The US space agency NASA and SpaceX, Elon Musk’s company, launched four astronauts to the International Space Station on Sunday. They end nine years of dependence on Russia to send astronauts to space.

The launch with the SpaceX Crew Dragon and Falcon 9 launch vehicle was scheduled for Saturday, but had to be postponed to Sunday at 7:27 PM (1:27 AM Brussels time) due to strong winds. The crew consists of the Americans Michael Hopkins, Victor Glover and Shannon Walker, and the Japanese Soichi Noguchi. Their trip to the ISS will take approximately 11 hours.
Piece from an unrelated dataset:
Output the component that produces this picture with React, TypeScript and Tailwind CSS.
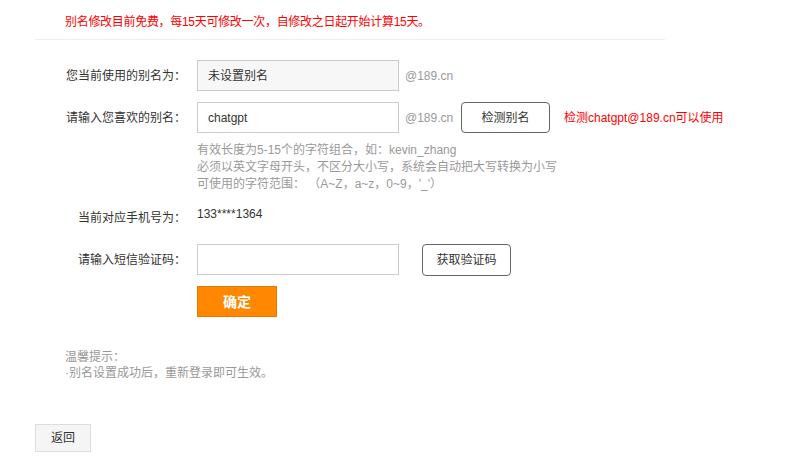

It is the first six-month operational mission to the ISS by Elon Musk’s commercial space company. SpaceX already carried out a successful demonstration mission with two astronauts earlier this year. NASA hopes the launch will mark the beginning of a whole series of manned flights to the space station from US soil.

NASA stopped its own launches to the ISS in 2011, under then President Barack Obama, to focus on missions to the Moon and Mars. Since then, the US has been using Russian Soyuz missiles, but that is increasingly costing the US. That’s why NASA signed contracts with SpaceX and Boeing to build a spacecraft to bring astronauts to the ISS.